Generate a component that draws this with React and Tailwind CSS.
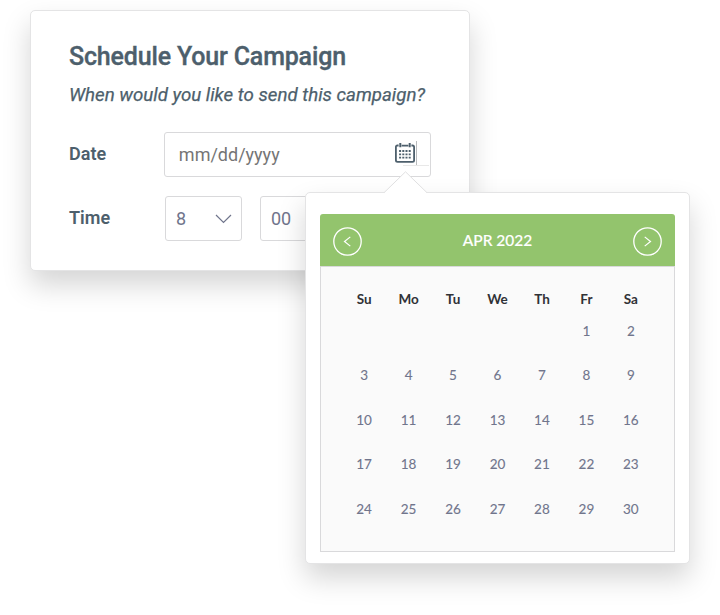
import React, { useMemo, useState } from "react";

const WEEKDAYS = ["Su", "Mo", "Tu", "We", "Th", "Fr", "Sa"];
const MONTHS = ["JAN", "FEB", "MAR", "APR", "MAY", "JUN", "JUL", "AUG", "SEP", "OCT", "NOV", "DEC"];

const pad = (n) => String(n).padStart(2, "0");

const CalendarIcon = () => (
  <svg width="20" height="20" viewBox="0 0 20 20" fill="none">
    <path
      d="M3.6 2.5H2.4Q.9 2.5 .9 4V17.3Q.9 18.9 2.5 18.9H17.5Q19.1 18.9 19.1 17.3V4Q19.1 2.5 17.6 2.5H16.4M6.6 2.7H13.4"
      stroke="#4d5f6c"
      strokeWidth="1.8"
    />
    <path d="M5.3 0V4.2M14.7 0V4.2" stroke="#4d5f6c" strokeWidth="2" />
    <path
      d="M4.1 8H16M4.1 11.3H16M4.1 14.6H16"
      stroke="#4d5f6c"
      strokeWidth="1.8"
      strokeDasharray="2 1.2"
    />
  </svg>
);

const NavButton = ({ label, onClick, d }) => (
  <button type="button" aria-label={label} onClick={onClick} className="mt-0.5 h-[29px] w-[29px]">
    <svg width="29" height="29" viewBox="0 0 29 29" fill="none" stroke="white">
      <circle cx="14.5" cy="14.5" r="13.7" strokeWidth="1.3" />
      <path d={d} strokeWidth="1.2" />
    </svg>
  </button>
);

const TimeField = ({ value }) => (
  <div className="flex h-[45px] w-[77.5px] items-center justify-between rounded-[3px] border border-[#d9d9db] pr-[9px] pl-[10.5px] text-lg text-[#70758c]">
    <span>{value}</span>
    <svg width="17" height="10" viewBox="0 0 17 10" fill="none" stroke="#70758c" strokeWidth="1.2">
      <path d="M1 1L8.5 8.5L16 1" />
    </svg>
  </div>
);

const DatePicker = ({ onPick }) => {
  const [view, setView] = useState({ year: 2022, month: 3 });

  const cells = useMemo(() => {
    const first = new Date(view.year, view.month, 1).getDay();
    const count = new Date(view.year, view.month + 1, 0).getDate();
    return [...Array(first).fill(null), ...Array.from({ length: count }, (_, i) => i + 1)];
  }, [view]);

  const move = (step) => {
    const d = new Date(view.year, view.month + step, 1);
    setView({ year: d.getFullYear(), month: d.getMonth() });
  };

  return (
    <div className="absolute top-[192px] left-[305px] h-[372px] w-[385px] rounded-[5px] border border-[#e4e4e5] bg-white px-[14.4px] pt-[21px] font-[Lato,sans-serif] shadow-[0_14px_28px_rgba(0,0,0,0.17)]">
      <svg className="absolute -top-[22px] left-[77px]" width="46" height="23" viewBox="0 0 46 23">
        <path d="M1 22L22.5 .8L44 22V23H1Z" fill="white" />
        <path d="M1 21.7L22.5 .8L44 21.7" fill="none" stroke="#e0e0e1" />
      </svg>

      <div className="flex h-[52px] items-center justify-between rounded-t-[3px] bg-[#93c46d] px-[12.8px]">
        <NavButton label="Previous month" onClick={() => move(-1)} d="M17.3 9.9L11.5 14.5L17.3 19.1" />
        <div className="pt-0.5 text-[15.5px] font-medium text-white [-webkit-text-stroke:0.15px_white]">
          {MONTHS[view.month]} {view.year}
        </div>
        <NavButton label="Next month" onClick={() => move(1)} d="M11.7 9.9L17.5 14.5L11.7 19.1" />
      </div>

      <div className="h-[286px] border border-[#d9d9db] bg-[#fafafa] px-[20.5px] pt-[21.5px]">
        <div className="grid grid-cols-7 text-center text-[13.5px] leading-5 font-bold text-[#303236]">
          {WEEKDAYS.map((d) => (
            <div key={d}>{d}</div>
          ))}
        </div>
        <div className="mt-[0.3px] grid auto-rows-[44.5px] grid-cols-7 text-center text-[13.5px] text-[#70758c] [-webkit-text-stroke:0.1px_#70758c]">
          {cells.map((day, i) =>
            day ? (
              <button
                key={i}
                type="button"
                onClick={() => onPick(`${pad(view.month + 1)}/${pad(day)}/${view.year}`)}
              >
                {day}
              </button>
            ) : (
              <span key={i} />
            )
          )}
        </div>
      </div>
    </div>
  );
};

const App = () => {
  const [date, setDate] = useState("");

  return (
    <div className="relative h-[615px] w-[720px] overflow-hidden bg-white pt-[10px] pl-[30px] font-[Roboto,sans-serif]">
      <div className="h-[261px] w-[440px] rounded-[5px] border border-[#e4e4e5] bg-white px-[38px] pt-[30px] text-[#4d5f6c] shadow-[0_14px_28px_rgba(0,0,0,0.17)]">
        <h1 className="text-[25px] leading-8 font-medium tracking-[-0.17px] [-webkit-text-stroke:0.35px_#4d5f6c]">
          Schedule Your Campaign
        </h1>
        <p className="mt-[10px] text-[18.7px] leading-6 whitespace-nowrap italic [-webkit-text-stroke:0.25px_#4d5f6c]">
          When would you like to send this campaign?
        </p>

        <div className="mt-[25px] flex items-center">
          <label className="mb-0.5 w-[95.5px] text-lg font-semibold">Date</label>
          <div className="flex h-[45px] w-[267px] items-center justify-between rounded-[3px] border border-[#d9d9db] pr-[13px] pl-[13.5px]">
            <input
              className="w-[180px] text-lg text-[#757575] outline-none placeholder:text-[#757575]"
              placeholder="mm/dd/yyyy"
              value={date}
              onChange={(e) => setDate(e.target.value)}
            />
            <div className="relative mb-1 flex items-center gap-px">
              <CalendarIcon />
              <span className="h-6 w-px bg-[#b9bbbd]" />
              <span className="absolute top-6 left-2 h-px w-[26px] bg-[#e8e8e8]" />
            </div>
          </div>
        </div>

        <div className="mt-[19px] flex items-center">
          <label className="mb-0.5 w-[95.5px] text-lg font-semibold">Time</label>
          <div className="flex gap-[17.5px]">
            <TimeField value="8" />
            <TimeField value="00" />
          </div>
        </div>
      </div>

      <DatePicker onPick={setDate} />
    </div>
  );
};

export default App;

== Challenge ==
Transcribe the whole listing, character for character, but not its images.

== Solution to this exercise ==
Generate a component that draws this with React and Tailwind CSS.
import React, { useMemo, useState } from "react";

const WEEKDAYS = ["Su", "Mo", "Tu", "We", "Th", "Fr", "Sa"];
const MONTHS = ["JAN", "FEB", "MAR", "APR", "MAY", "JUN", "JUL", "AUG", "SEP", "OCT", "NOV", "DEC"];

const pad = (n) => String(n).padStart(2, "0");

const CalendarIcon = () => (
  <svg width="20" height="20" viewBox="0 0 20 20" fill="none">
    <path
      d="M3.6 2.5H2.4Q.9 2.5 .9 4V17.3Q.9 18.9 2.5 18.9H17.5Q19.1 18.9 19.1 17.3V4Q19.1 2.5 17.6 2.5H16.4M6.6 2.7H13.4"
      stroke="#4d5f6c"
      strokeWidth="1.8"
    />
    <path d="M5.3 0V4.2M14.7 0V4.2" stroke="#4d5f6c" strokeWidth="2" />
    <path
      d="M4.1 8H16M4.1 11.3H16M4.1 14.6H16"
      stroke="#4d5f6c"
      strokeWidth="1.8"
      strokeDasharray="2 1.2"
    />
  </svg>
);

const NavButton = ({ label, onClick, d }) => (
  <button type="button" aria-label={label} onClick={onClick} className="mt-0.5 h-[29px] w-[29px]">
    <svg width="29" height="29" viewBox="0 0 29 29" fill="none" stroke="white">
      <circle cx="14.5" cy="14.5" r="13.7" strokeWidth="1.3" />
      <path d={d} strokeWidth="1.2" />
    </svg>
  </button>
);

const TimeField = ({ value }) => (
  <div className="flex h-[45px] w-[77.5px] items-center justify-between rounded-[3px] border border-[#d9d9db] pr-[9px] pl-[10.5px] text-lg text-[#70758c]">
    <span>{value}</span>
    <svg width="17" height="10" viewBox="0 0 17 10" fill="none" stroke="#70758c" strokeWidth="1.2">
      <path d="M1 1L8.5 8.5L16 1" />
    </svg>
  </div>
);

const DatePicker = ({ onPick }) => {
  const [view, setView] = useState({ year: 2022, month: 3 });

  const cells = useMemo(() => {
    const first = new Date(view.year, view.month, 1).getDay();
    const count = new Date(view.year, view.month + 1, 0).getDate();
    return [...Array(first).fill(null), ...Array.from({ length: count }, (_, i) => i + 1)];
  }, [view]);

  const move = (step) => {
    const d = new Date(view.year, view.month + step, 1);
    setView({ year: d.getFullYear(), month: d.getMonth() });
  };

  return (
    <div className="absolute top-[192px] left-[305px] h-[372px] w-[385px] rounded-[5px] border border-[#e4e4e5] bg-white px-[14.4px] pt-[21px] font-[Lato,sans-serif] shadow-[0_14px_28px_rgba(0,0,0,0.17)]">
      <svg className="absolute -top-[22px] left-[77px]" width="46" height="23" viewBox="0 0 46 23">
        <path d="M1 22L22.5 .8L44 22V23H1Z" fill="white" />
        <path d="M1 21.7L22.5 .8L44 21.7" fill="none" stroke="#e0e0e1" />
      </svg>

      <div className="flex h-[52px] items-center justify-between rounded-t-[3px] bg-[#93c46d] px-[12.8px]">
        <NavButton label="Previous month" onClick={() => move(-1)} d="M17.3 9.9L11.5 14.5L17.3 19.1" />
        <div className="pt-0.5 text-[15.5px] font-medium text-white [-webkit-text-stroke:0.15px_white]">
          {MONTHS[view.month]} {view.year}
        </div>
        <NavButton label="Next month" onClick={() => move(1)} d="M11.7 9.9L17.5 14.5L11.7 19.1" />
      </div>

      <div className="h-[286px] border border-[#d9d9db] bg-[#fafafa] px-[20.5px] pt-[21.5px]">
        <div className="grid grid-cols-7 text-center text-[13.5px] leading-5 font-bold text-[#303236]">
          {WEEKDAYS.map((d) => (
            <div key={d}>{d}</div>
          ))}
        </div>
        <div className="mt-[0.3px] grid auto-rows-[44.5px] grid-cols-7 text-center text-[13.5px] text-[#70758c] [-webkit-text-stroke:0.1px_#70758c]">
          {cells.map((day, i) =>
            day ? (
              <button
                key={i}
                type="button"
                onClick={() => onPick(`${pad(view.month + 1)}/${pad(day)}/${view.year}`)}
              >
                {day}
              </button>
            ) : (
              <span key={i} />
            )
          )}
        </div>
      </div>
    </div>
  );
};

const App = () => {
  const [date, setDate] = useState("");

  return (
    <div className="relative h-[615px] w-[720px] overflow-hidden bg-white pt-[10px] pl-[30px] font-[Roboto,sans-serif]">
      <div className="h-[261px] w-[440px] rounded-[5px] border border-[#e4e4e5] bg-white px-[38px] pt-[30px] text-[#4d5f6c] shadow-[0_14px_28px_rgba(0,0,0,0.17)]">
        <h1 className="text-[25px] leading-8 font-medium tracking-[-0.17px] [-webkit-text-stroke:0.35px_#4d5f6c]">
          Schedule Your Campaign
        </h1>
        <p className="mt-[10px] text-[18.7px] leading-6 whitespace-nowrap italic [-webkit-text-stroke:0.25px_#4d5f6c]">
          When would you like to send this campaign?
        </p>

        <div className="mt-[25px] flex items-center">
          <label className="mb-0.5 w-[95.5px] text-lg font-semibold">Date</label>
          <div className="flex h-[45px] w-[267px] items-center justify-between rounded-[3px] border border-[#d9d9db] pr-[13px] pl-[13.5px]">
            <input
              className="w-[180px] text-lg text-[#757575] outline-none placeholder:text-[#757575]"
              placeholder="mm/dd/yyyy"
              value={date}
              onChange={(e) => setDate(e.target.value)}
            />
            <div className="relative mb-1 flex items-center gap-px">
              <CalendarIcon />
              <span className="h-6 w-px bg-[#b9bbbd]" />
              <span className="absolute top-6 left-2 h-px w-[26px] bg-[#e8e8e8]" />
            </div>
          </div>
        </div>

        <div className="mt-[19px] flex items-center">
          <label className="mb-0.5 w-[95.5px] text-lg font-semibold">Time</label>
          <div className="flex gap-[17.5px]">
            <TimeField value="8" />
            <TimeField value="00" />
          </div>
        </div>
      </div>

      <DatePicker onPick={setDate} />
    </div>
  );
};

export default App;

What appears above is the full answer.